Gordon ran the Chicago-based confectioner for 53 years, overseeing the manufacture of 64 million Tootsie Rolls a day and other sweets including Junior Mints, Charleston Chews and Tootsie Pops.
The "penny-candy patriarch" worked a full schedule until last month, the company said. He was the oldest CEO of a company trading on a major U.S. stock exchange, according to the report, citing S&P Capital IQ.
Gordon celebrated the Tootsie Roll's 100th anniversary in 1996 by touring the Chicago factory with an AP reporter. He scooped up one of the warm, gooey candies from the assembly line and tasted it, saying: "There's nothing like a hot Tootsie Roll."
He boasted that Tootsie Rolls were almost indestructible. "Nothing can happen to a Tootsie Roll. We have some that were made in 1938 that we still eat," Gordon told the news agency in 1996. "If you can't bite it when it's that old, you certainly can lick it."
Tootsie Rolls were invented in 1896 by New York City candy maker Leo Hirshfield, who named it for his five-year-old daughter, Clara, his "little Tootsie."
Tootsie Roll has been listed on the New York Stock Exchange since 1922. Gordon, a Boston native, married into the business in 1950 when he wed Ellen Rubin, whose father, William Rubin, was president of Sweets Co. Of America. Gordon changed the company's name to Tootsie Roll in 1966.
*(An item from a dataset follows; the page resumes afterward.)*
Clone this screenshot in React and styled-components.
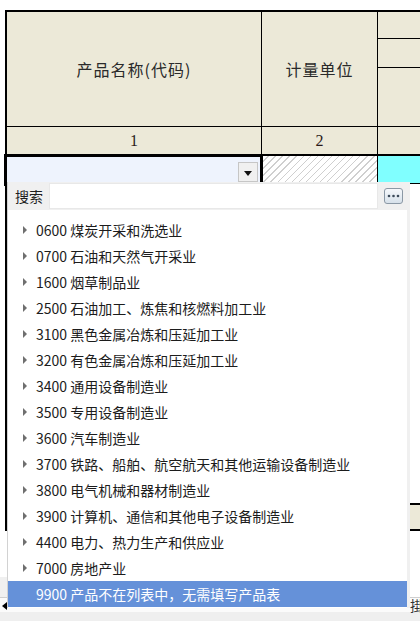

Gordon's wife of 65 years, Ellen Gordon, has been named chairman and CEO by its board, the company said Wednesday. She had been serving as company president and COO.
"Melvin's life represented the very highest values in business, wisdom, generosity and integrity. Tootsie Roll has seen great growth and success during his time as Chairman," Ellen Gordon said in a statement.